La Liturgie céleste, évoquée dans l’Introït par la vision de saint Jean, reparaît au Sanctus, dans la vision d’Isaïe : le prophète raconte comment l’année de la mort d’Ozias, vers 750 avant Jésus-Christ, il a vu le Seigneur assis sur un trône élevé et sublime, et les pans de son manteau remplissaient le Temple. Des Séraphins se tenaient devant lui. Ils avaient chacun six ailes : de deux, ils se couvraient la face : de deux, ils se couvraient les pieds ; des deux autres, ils volaient. Leurs voix se répondaient Ils s’écrièrent : « Saint, Saint, Saint est le Dieu des Armées, toute la terre est pleine de sa gloire » A ce cri, les portes tremblèrent sur les gonds, et la maison fut remplie de fumée ! Et je dis : malheur à moi, je suis perdu car je suis un homme aux lèvres impures, et c’est le Roi Iahvé des Armées qu’ont vu mes yeux. Et l’un des Séraphins vola vers moi, de sa main il prit sur l’autel, avec des pinces, une pierre brûlante, il en toucha ma bouche et dit : « Voici, ceci a touché tes lèvres, ton péché est ôté et ta faute effacée. »

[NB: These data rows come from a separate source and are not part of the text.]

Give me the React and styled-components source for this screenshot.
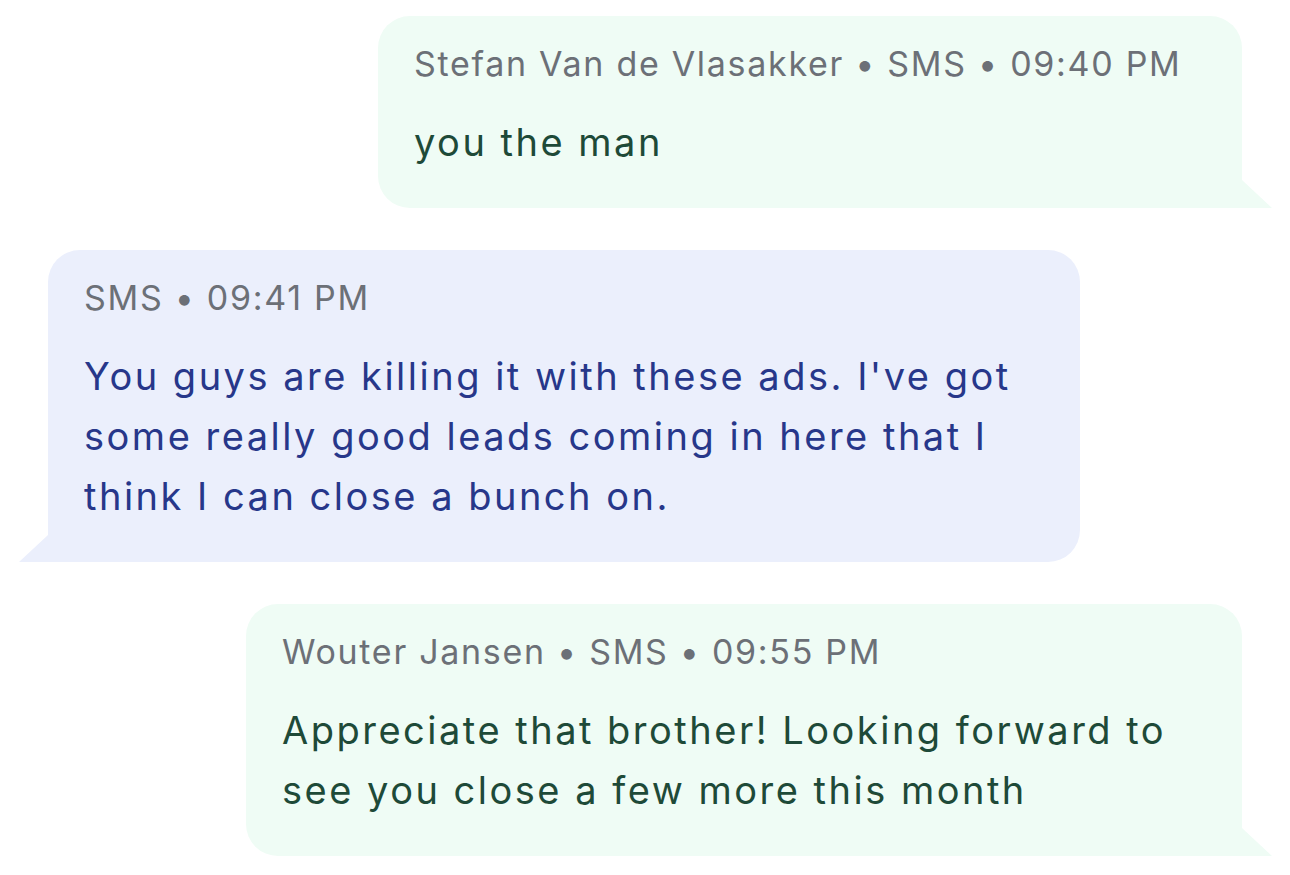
import React from "react";
import styled, { createGlobalStyle, css } from "styled-components";

const GlobalStyle = createGlobalStyle`
  html, body {
    margin: 0;
    padding: 0;
    background: #ffffff;
  }
  body {
    font-family: Inter, "Noto Sans", "Liberation Sans", sans-serif;
  }
`;

const messages = [
  {
    id: 1,
    side: "right",
    meta: "Stefan Van de Vlasakker • SMS • 09:40 PM",
    text: "you the man",
    width: 864,
  },
  {
    id: 2,
    side: "left",
    meta: "SMS • 09:41 PM",
    text: "You guys are killing it with these ads. I've got some really good leads coming in here that I think I can close a bunch on.",
    width: 1032,
  },
  {
    id: 3,
    side: "right",
    meta: "Wouter Jansen • SMS • 09:55 PM",
    text: "Appreciate that brother! Looking forward to see you close a few more this month",
    width: 996,
  },
];

const App = () => {
  return (
    <>
      <GlobalStyle />
      <Thread>
        {messages.map((m) => (
          <Bubble key={m.id} side={m.side} style={{ width: m.width }}>
            <Meta>{m.meta}</Meta>
            <Body side={m.side}>{m.text}</Body>
          </Bubble>
        ))}
      </Thread>
    </>
  );
};

export default App;

const Thread = styled.div`
  display: flex;
  flex-direction: column;
  gap: 42px;
  padding: 16px 48px;
`;

const Bubble = styled.div`
  position: relative;
  box-sizing: border-box;
  padding: 24px 36px 36px;
  border-radius: 32px;
  background-color: ${({ side }) => (side === "right" ? "#effcf5" : "#ebeffc")};
  align-self: ${({ side }) => (side === "right" ? "flex-end" : "flex-start")};

  ${({ side }) =>
    side === "right"
      ? css`
          border-bottom-right-radius: 0;
          &::after {
            content: "";
            position: absolute;
            right: -30px;
            bottom: 0;
            width: 30px;
            height: 28px;
            background: #effcf5;
            clip-path: polygon(0 0, 100% 100%, 0 100%);
          }
        `
      : css`
          border-bottom-left-radius: 0;
          &::after {
            content: "";
            position: absolute;
            left: -29px;
            bottom: 0;
            width: 29px;
            height: 27px;
            background: #ebeffc;
            clip-path: polygon(100% 0, 100% 100%, 0 100%);
          }
        `}
`;

const Meta = styled.div`
  font-size: 34px;
  line-height: 48px;
  letter-spacing: 1.7px;
  color: #6c7077;
  white-space: nowrap;
`;

const Body = styled.div`
  margin-top: 24px;
  font-size: 38px;
  line-height: 60px;
  letter-spacing: 2.5px;
  color: ${({ side }) => (side === "right" ? "#1e4a38" : "#27378a")};
`;
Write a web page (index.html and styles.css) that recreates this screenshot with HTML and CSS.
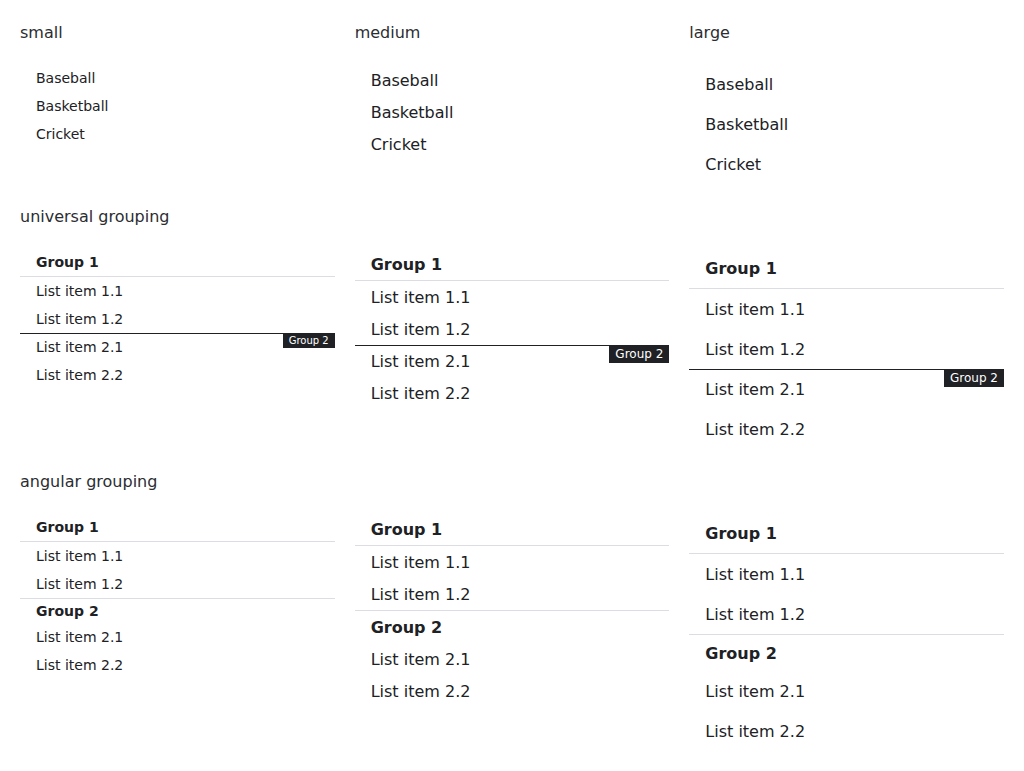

Rapprochez cette vision grandiose de la scène évangélique où la pécheresse oint les pieds de Jésus ou bien encore de l’épisode où la femme adultère comparaît devant lui, et vous vous rendrez compte de la différence entre la conception juive — la plus haute — et la conception chrétienne de la grandeur divine. La première a une tendance à séparer de l’homme pécheur le Dieu de toute sainteté, la seconde voit plutôt dans cette sainteté la lumière qui guérit et l’Amour qui pardonne.

Être saint, selon l’Évangile, c’est être séparé — non des autres — mais de soi-même. Et Dieu, n’est-il pas la sainteté même par ceci, justement, que le moi est en lui pur altruisme, dans le mystérieux échange de la vie trinitaire où chaque Personne est une relation d’Amour.